Rosal is married to Carmen Geraldine Barrameda, mayor of Legazpi City (2010–2013, 2022–present). They have three children: Princess, Gerald Noel, and Gilian Noelle.

Political career

Before 2001
An industrial engineer, Rosal started his career in 1989 when he defeated the incumbent yet the longest-serving chieftain of Barangay Gogon in 20 years. He became a city councilor in 1990 and served for two terms.

As city mayor
In 2001, he was elected mayor of Legazpi City and served until 2010; and again in 2013, this time unopposed.

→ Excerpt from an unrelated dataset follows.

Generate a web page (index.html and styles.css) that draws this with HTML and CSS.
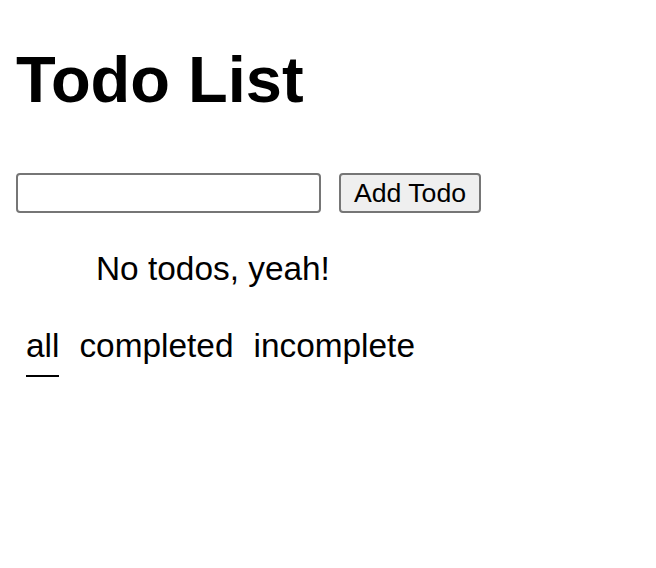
FILE: index.html
```html
<!DOCTYPE html>
<html>
<head>
<meta charset="utf-8">
<title>Todo List</title>
<link rel="stylesheet" href="styles.css">
</head>
<body>
<h1 class="title">Todo List</h1>
<form class="add-form">
  <input class="todo-input" type="text">
  <button class="add-btn" type="button">Add Todo</button>
</form>
<ul class="todo-list">
  <li class="empty">No todos, yeah!</li>
</ul>
<div class="filters">
  <button class="filter active" type="button"><span>all</span></button>
  <button class="filter" type="button"><span>completed</span></button>
  <button class="filter" type="button"><span>incomplete</span></button>
</div>
</body>
</html>
```
FILE: styles.css
```css
html, body {
  margin: 0;
  background: #fff;
}
body {
  padding: 0 16px;
  font-family: "Liberation Sans", Arial, Helvetica, sans-serif;
  color: #000;
}
.title {
  margin: 43px 0 56px;
  font-size: 65px;
  line-height: 74px;
  font-weight: bold;
}
.add-form {
  display: flex;
  gap: 18px;
  margin: 0;
}
.todo-input {
  box-sizing: border-box;
  width: 305px;
  height: 40px;
  margin: 0;
  border: 2px solid #767676;
  border-radius: 4px;
  background: #fff;
}
.add-btn {
  box-sizing: border-box;
  width: 142px;
  height: 40px;
  margin: 0;
  padding: 0;
  border: 2px solid #767676;
  border-radius: 4px;
  background: #efefef;
  font-family: "Liberation Sans", Arial, Helvetica, sans-serif;
  font-size: 26.67px;
  color: #000;
}
.todo-list {
  margin: 37px 0 0;
  padding-left: 80px;
  list-style: none;
}
.empty {
  font-size: 33.4px;
  line-height: 37px;
}
.filters {
  display: flex;
  margin-top: 40px;
}
.filter {
  margin: 0;
  padding: 0 10px;
  border: 0;
  background: none;
  font-family: "Liberation Sans", Arial, Helvetica, sans-serif;
  font-size: 33.4px;
  line-height: 37px;
  color: #000;
}
.filter span {
  display: inline-block;
  padding-bottom: 11px;
  border-bottom: 2px solid transparent;
}
.filter.active span {
  border-bottom-color: #000;
}
```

He served as city administrator while his wife, Geraldine, was the mayor from 2010 to 2013.

Rosal received various awards and recognitions from known award-giving bodies for good governance, including those from the United Nations Educational, Scientific and Cultural Organization and the United States Agency for International Development. The city received recognitions as well.

During his tenure, Rosal enforced in the city an order from the Department of Environment and Natural Resources to the concerned local government units surrounding Mayon Volcano stopping all quarry operations following a landslide in Guinobatan during Super Typhoon Goni (Rolly) in 2020.

Rosal has been referred to as the "Jesse Robredo of Albay".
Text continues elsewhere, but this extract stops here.